PROVIDED INFORMATION:
******************************

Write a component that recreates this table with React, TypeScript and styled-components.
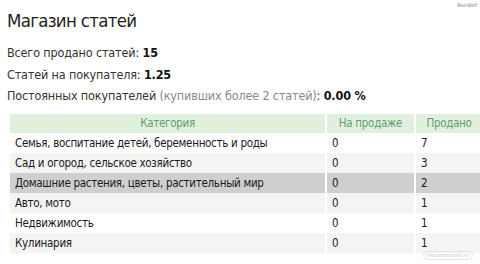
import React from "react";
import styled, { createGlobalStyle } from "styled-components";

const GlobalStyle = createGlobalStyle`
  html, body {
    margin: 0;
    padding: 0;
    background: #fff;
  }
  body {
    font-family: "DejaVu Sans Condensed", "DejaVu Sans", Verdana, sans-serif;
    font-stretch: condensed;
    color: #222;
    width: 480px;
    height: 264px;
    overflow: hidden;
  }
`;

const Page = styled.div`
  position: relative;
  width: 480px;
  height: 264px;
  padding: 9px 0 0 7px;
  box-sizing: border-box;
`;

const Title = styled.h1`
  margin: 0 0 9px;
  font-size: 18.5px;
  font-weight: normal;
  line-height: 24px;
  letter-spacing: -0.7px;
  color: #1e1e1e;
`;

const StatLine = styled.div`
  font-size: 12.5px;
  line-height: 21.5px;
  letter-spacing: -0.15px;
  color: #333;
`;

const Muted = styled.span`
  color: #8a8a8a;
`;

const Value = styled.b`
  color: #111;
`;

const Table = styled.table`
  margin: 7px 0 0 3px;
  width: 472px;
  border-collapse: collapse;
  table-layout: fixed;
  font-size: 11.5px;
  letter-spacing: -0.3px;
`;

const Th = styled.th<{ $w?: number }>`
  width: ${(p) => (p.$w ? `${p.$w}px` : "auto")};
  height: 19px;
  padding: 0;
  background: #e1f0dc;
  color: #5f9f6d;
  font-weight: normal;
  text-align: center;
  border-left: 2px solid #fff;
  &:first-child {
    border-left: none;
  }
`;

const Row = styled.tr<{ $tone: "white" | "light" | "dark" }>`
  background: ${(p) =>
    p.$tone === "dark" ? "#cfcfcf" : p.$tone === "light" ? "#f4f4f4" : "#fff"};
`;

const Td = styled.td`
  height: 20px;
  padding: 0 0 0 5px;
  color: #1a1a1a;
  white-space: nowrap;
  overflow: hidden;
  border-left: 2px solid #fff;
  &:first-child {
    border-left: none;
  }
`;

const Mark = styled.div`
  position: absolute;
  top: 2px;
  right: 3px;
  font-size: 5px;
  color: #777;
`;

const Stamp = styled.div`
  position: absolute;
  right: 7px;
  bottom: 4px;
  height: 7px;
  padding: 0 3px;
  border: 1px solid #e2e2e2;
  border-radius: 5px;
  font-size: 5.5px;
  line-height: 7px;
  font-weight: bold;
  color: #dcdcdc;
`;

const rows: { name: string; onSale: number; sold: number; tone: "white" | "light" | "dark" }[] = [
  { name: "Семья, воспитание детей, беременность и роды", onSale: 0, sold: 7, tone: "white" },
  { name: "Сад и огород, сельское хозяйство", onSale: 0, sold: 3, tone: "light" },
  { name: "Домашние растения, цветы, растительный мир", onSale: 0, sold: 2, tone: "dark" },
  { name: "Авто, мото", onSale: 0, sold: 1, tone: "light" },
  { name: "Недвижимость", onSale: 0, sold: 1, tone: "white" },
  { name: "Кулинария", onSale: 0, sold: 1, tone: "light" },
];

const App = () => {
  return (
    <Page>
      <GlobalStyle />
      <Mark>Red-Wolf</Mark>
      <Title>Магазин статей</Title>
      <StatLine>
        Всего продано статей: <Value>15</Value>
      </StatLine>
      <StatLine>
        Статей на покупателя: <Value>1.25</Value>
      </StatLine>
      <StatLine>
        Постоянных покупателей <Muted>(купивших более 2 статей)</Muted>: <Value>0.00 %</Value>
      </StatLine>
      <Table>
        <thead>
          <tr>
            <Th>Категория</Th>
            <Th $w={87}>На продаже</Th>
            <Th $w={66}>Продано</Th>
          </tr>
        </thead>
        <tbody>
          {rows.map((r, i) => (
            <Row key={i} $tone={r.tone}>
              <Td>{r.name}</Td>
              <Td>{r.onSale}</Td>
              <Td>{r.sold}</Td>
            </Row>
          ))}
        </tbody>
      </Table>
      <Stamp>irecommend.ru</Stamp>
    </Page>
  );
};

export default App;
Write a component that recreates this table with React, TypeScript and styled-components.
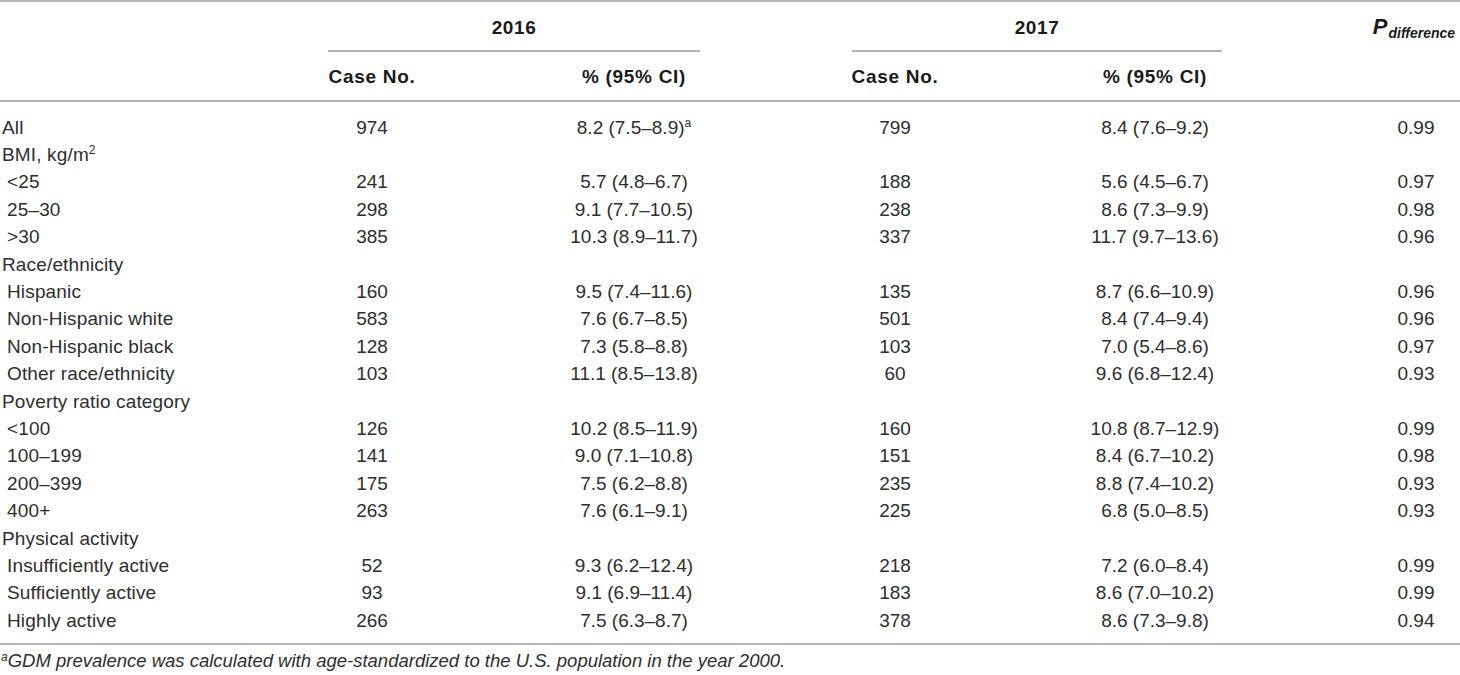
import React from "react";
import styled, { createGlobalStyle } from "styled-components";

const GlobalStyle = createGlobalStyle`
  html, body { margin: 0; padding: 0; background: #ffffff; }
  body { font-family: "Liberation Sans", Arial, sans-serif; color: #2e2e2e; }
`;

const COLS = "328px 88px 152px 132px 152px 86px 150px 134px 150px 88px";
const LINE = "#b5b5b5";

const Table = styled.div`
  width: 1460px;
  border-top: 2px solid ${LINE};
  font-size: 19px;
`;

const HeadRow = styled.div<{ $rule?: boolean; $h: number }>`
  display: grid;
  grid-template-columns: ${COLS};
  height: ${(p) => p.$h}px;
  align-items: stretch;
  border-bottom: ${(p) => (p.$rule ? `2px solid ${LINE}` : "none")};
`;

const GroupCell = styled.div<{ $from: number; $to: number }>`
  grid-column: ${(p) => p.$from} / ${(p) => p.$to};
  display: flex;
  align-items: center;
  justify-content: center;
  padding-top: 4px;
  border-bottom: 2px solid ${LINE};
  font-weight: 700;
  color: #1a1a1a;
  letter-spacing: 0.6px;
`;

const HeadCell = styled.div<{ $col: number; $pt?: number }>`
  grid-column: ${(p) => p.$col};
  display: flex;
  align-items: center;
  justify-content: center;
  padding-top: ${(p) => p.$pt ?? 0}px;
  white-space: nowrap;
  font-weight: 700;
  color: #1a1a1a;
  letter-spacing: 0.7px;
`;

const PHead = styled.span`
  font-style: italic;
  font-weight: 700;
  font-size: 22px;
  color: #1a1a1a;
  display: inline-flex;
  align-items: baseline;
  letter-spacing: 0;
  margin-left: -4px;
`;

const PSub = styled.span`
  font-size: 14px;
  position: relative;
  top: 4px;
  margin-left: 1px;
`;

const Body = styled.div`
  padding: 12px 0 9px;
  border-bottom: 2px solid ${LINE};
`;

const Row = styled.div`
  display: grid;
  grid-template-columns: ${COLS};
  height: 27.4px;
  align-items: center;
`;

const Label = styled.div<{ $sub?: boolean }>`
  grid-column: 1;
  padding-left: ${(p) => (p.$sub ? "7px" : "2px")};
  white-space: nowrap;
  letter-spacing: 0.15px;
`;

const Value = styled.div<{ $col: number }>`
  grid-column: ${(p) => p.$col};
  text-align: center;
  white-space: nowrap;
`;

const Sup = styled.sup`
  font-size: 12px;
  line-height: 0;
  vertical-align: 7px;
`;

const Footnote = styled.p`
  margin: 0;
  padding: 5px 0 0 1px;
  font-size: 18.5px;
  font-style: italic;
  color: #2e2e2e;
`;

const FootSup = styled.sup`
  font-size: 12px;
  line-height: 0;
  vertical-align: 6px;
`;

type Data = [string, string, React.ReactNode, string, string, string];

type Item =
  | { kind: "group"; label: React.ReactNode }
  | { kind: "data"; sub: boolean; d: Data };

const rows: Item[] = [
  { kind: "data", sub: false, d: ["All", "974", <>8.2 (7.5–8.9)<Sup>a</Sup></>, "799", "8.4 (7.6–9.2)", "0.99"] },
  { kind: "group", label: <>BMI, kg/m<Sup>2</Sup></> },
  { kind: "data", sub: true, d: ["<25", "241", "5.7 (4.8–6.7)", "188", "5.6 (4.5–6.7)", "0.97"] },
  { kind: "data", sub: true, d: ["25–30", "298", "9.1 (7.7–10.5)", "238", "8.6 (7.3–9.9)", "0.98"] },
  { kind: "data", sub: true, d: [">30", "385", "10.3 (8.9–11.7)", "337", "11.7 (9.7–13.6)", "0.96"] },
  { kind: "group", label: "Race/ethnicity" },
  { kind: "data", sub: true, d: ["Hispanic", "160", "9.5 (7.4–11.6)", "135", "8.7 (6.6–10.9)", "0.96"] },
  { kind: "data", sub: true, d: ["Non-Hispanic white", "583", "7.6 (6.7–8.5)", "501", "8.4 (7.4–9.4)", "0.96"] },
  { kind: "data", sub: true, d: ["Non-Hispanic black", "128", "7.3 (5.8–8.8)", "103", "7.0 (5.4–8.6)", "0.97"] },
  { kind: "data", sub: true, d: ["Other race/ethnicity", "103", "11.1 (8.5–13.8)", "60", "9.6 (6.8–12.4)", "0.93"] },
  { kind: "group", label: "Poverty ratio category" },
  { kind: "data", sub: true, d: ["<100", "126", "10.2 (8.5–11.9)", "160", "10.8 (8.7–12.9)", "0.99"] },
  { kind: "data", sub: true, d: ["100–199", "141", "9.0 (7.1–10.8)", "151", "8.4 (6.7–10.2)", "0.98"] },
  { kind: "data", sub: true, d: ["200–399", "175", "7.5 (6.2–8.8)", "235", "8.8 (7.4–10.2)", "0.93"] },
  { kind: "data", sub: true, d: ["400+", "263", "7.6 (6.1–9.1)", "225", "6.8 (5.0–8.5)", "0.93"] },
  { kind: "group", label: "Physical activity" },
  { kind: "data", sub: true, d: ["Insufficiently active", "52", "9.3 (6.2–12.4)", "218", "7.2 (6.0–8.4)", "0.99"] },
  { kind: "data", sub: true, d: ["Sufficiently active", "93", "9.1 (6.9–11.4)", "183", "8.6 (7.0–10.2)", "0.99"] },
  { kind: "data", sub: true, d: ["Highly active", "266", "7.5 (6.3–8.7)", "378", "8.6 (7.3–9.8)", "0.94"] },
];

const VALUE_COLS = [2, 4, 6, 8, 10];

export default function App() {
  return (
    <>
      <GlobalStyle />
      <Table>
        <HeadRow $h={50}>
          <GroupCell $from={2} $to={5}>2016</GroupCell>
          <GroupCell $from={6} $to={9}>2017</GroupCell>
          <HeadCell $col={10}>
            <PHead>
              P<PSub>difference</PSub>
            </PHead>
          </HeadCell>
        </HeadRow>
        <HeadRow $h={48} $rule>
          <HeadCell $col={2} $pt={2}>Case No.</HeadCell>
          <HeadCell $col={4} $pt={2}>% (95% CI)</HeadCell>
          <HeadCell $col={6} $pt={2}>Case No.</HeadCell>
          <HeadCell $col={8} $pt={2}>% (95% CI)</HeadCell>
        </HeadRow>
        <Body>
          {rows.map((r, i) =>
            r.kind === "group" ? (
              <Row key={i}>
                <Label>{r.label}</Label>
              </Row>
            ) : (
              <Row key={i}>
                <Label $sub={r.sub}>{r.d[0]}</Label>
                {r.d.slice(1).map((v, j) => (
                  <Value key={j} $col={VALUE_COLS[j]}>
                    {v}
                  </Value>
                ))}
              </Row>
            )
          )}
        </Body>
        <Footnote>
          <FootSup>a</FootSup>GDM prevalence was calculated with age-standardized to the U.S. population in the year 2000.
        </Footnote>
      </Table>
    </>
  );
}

******************************

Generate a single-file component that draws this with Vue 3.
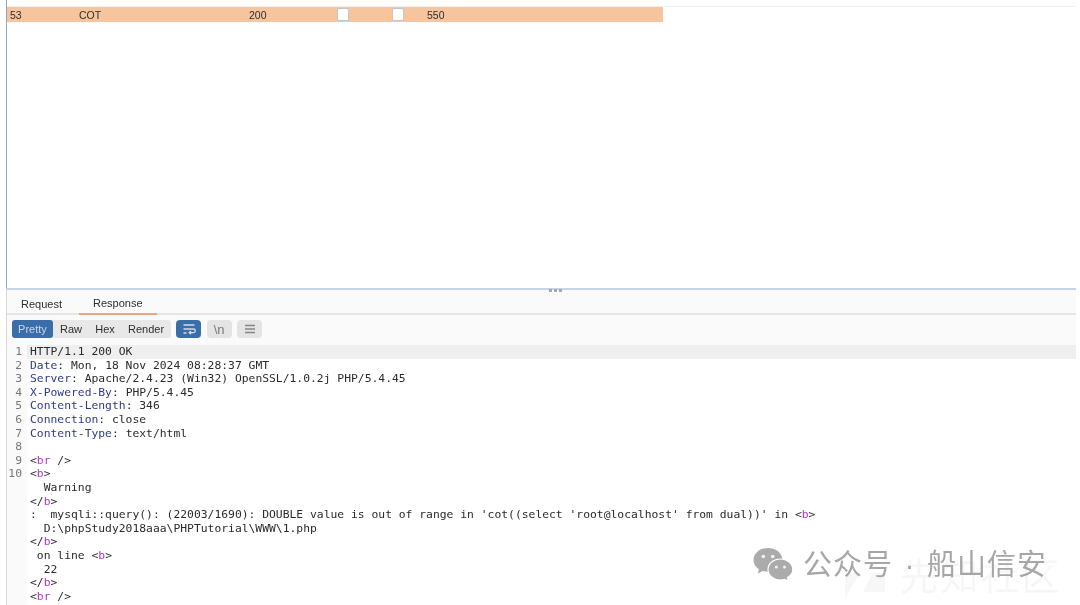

******************************

TASK OBJECTIVE:
Collect the lines of the records that include the string "with".

RESULT:
Write a component that recreates this table with React, TypeScript and styled-components.
Write a component that recreates this table with React, TypeScript and styled-components.
          <FootSup>a</FootSup>GDM prevalence was calculated with age-standardized to the U.S. population in the year 2000.
Generate a single-file component that draws this with Vue 3.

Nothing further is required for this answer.